When Junior Achievement of Cleveland  volunteers visit Louis Agassiz K-8 School Cleveland's West Side, it's really not like a visit at all – it feels more like family getting together for the holidays.

Even down to the array of food – pizza, sandwiches, fruit salad, vegetable salad and cookies – brought in by both Junior Achievement and the school.

“I'm Greek, so if nothing else, there has to be enough food for everyone,” Agassiz Principal Christine Hericks said with a smile.

There was also plenty of serious learning going on during the annual get-together at the school: Friday was Junior Achievement “Blitz” Day at Agassiz (and a handful of other CMSD schools.) Junior Achievement brings volunteers to 70 District schools during the course of each year, said Program Coordinator Kathyrn Baus.
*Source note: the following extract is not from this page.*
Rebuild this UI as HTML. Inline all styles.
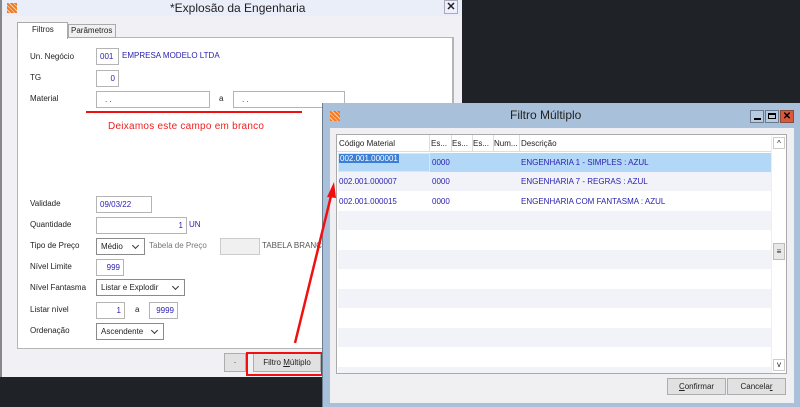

“We focus on financial literacy, entrepreneurship and career readiness,” Baus said. “We believe that it correlates very well with what CMSD is doing and the Common Core, as well.”

Classrooms at Agassiz were bustling with activity, laughter and hands-on learning as 10 employees from the Cleveland office of auditing and tax firm KPMG spoke to students and played instructive games in classrooms all day.

“We've had this relationship with (Junior Achievement) for 13 years, and I've been here for the last 10 of those, so we know each other very well,” Principal Hericks said.
Hericks said the connection this year with KPMG emphasizes math skills and how they relate to future employment.

“It helps the students connect with the community, the professional world, and also connect how what they learn in the classroom works out in the real world,” she said. “We take pride in our school that we have a strong emphasis on those things that leads many of our eighth-grade graduates to move on to the STEM (science, technology, engineering and math) high schools.”

In Mary Kirsch's fourth-grade classroom, KPMG auditor Jesse Ray was teaching the students a game in which they got to run their own hot dog business, including tracking revenue and expenses. (See video, above)

The KPMG volunteers were scattered throughout the school, even in the lower grades.

“You can't start too young,” Hericks said. “We start from pre-k to instill goals into their lives, and today is just one more way to connect those goals with the real world, to help them understand the need for their education and that a good job doesn't just happen – it comes with applying what you've learned.”